Jean Paul Riopelle et Bonnie Baxter: Bestiaire à deux

STEVE BERGERON
La Tribune

 Devant les multiples manifestations qui souligneront cette année le centenaire de la naissance de Jean Paul Riopelle, comment un petit musée de beaux-arts comme celui de Sherbrooke (MBAS) peut-il se joindre au concert sans passer inaperçu?

 

Stratégie adoptée: présenter des pièces provenant de la propre collection du musée, montrer des facettes moins connues de l’œuvre de l’artiste, inaugurer l’exposition dès le début de l’année, associer le célèbre peintre à une autre créatrice — en l’occurrence Bonnie Baxter, avec qui il a collaboré — et faire ressortir un point commun de leurs démarches respectives, le motif du bestiaire dans ce cas-ci: les oies de Jean Paul et les rats de Bonnie.

LA TRIBUNE, JESSICA GARNEAU

 

D’où le titre Jean Paul Riopelle / Bonnie Baxter. Apprivoiser la bête… la bête désignant aussi la gravure, un art capricieux. Bonnie Baxter a en effet ouvert et tenu un atelier de gravure à Val-David à partir des années 1980, et c’est là, à l’Atelier du Scarabée, que Riopelle a réalisé toutes ses eaux-fortes pendant huit ans.

«C’était sa graveuse attitrée, appuie la commissaire de l’exposition, Suzanne Pressé. Riopelle y est resté des semaines. Bonnie Baxter résume cette période avec la phrase: “On mangeait, on buvait et on travaillait”», rapporte-t-elle en riant.

Folie de plumes en pagaille

La pièce maîtresse de l’exposition, présentée jusqu’au 23 avril, ce sont les treize estampes provenant du coffret de gravures Cap-Tourmente, réalisé en 1983 et tiré à 60 exemplaires (le MBAS possède le cinquante-septième). L’occasion était belle de présenter ces œuvres qui n’avaient encore jamais été encadrées par le MBAS. 

«De toute façon, les emprunts d’œuvres étaient impossibles cette année: tout le monde fait Riopelle», insiste Suzanne Pressé, qui décrit Cap-Tourmente comme une «folie de plumes en pagaille».

 

LA TRIBUNE, JESSICA GARNEAU

Le seul tableau de Riopelle qui n’est pas du MBAS est un prêt de la Société des médecins de l’Université de Sherbrooke, intitulé Saint-Joachim (village voisin du Cap-Tourmente).
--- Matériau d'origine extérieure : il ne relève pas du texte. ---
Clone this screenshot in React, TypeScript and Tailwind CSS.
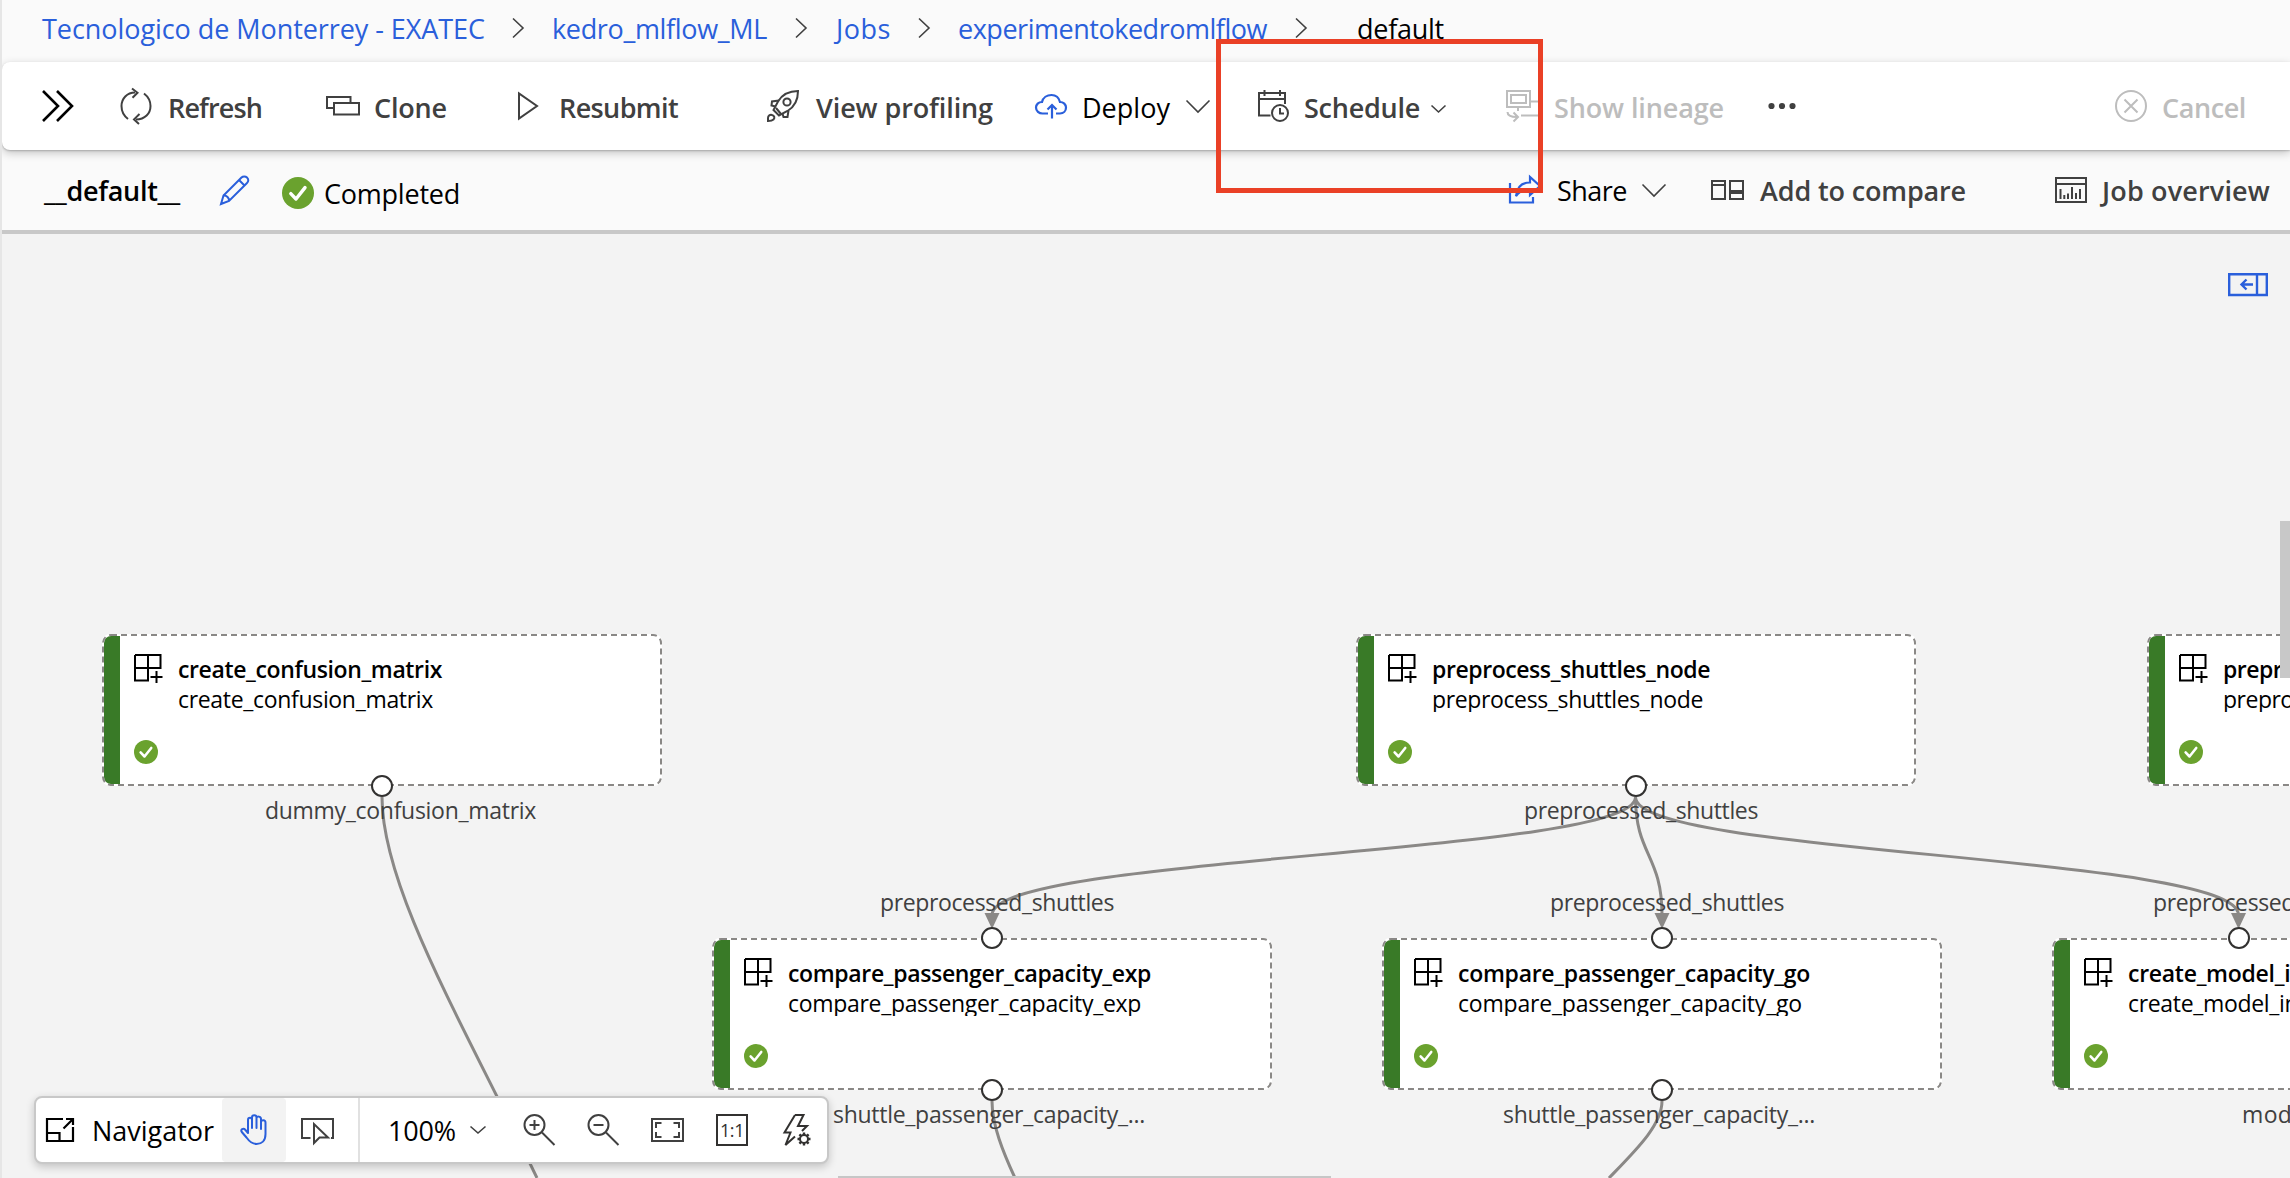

Les visiteurs pourront aussi voir quelques plaques de métal qui ont servi aux eaux-fortes.

Questionnée sur l’ampleur donnée au centenaire de Jean Paul Riopelle, Suzanne Pressé estime qu’on a peut-être un peu trop fait. «Oui, Riopelle est un peintre important, mais il y en a d’autres tout aussi importants. Riopelle se démarque parce qu’il a eu une carrière internationale de son vivant, en France et ici, surtout la période ayant suivi le Refus global, avec ses œuvres des années 1960 réalisées à la spatule. Mais aussi parce qu’il s’est constamment renouvelé, sans se répéter. C’était une tête chercheuse. C’est un peu ça qui fait sa grandeur.»

Riopelle s’est en effet initié aux différents types de gravure à partir de la fin des années 1960. Il a aussi parcouru un chemin inverse de bon nombre de ses contemporains: il est passé de l’abstraction au figuratif.

Une fable sur le rat

Avec Bonnie Baxter, créatrice multidisciplinaire toujours active, le visiteur se retrouvera devant des créations très actuelles en art numérique, vidéo et sculpture, appartenant à sa série Ratkind

L’artiste d’origine texane y met en scène un animal qui éveille des sentiments de dégout, de peur et de haine, mais elle les montre en train de vivre ensemble, en harmonie et en toute sécurité, par le truchement de personnages hybrides, mi-humains mi-rongeurs, filmés et photographiés dans son propre jardin. C’est sa façon d’ouvrir une discussion sur la peur et la haine de l’Autre et de sa différence. 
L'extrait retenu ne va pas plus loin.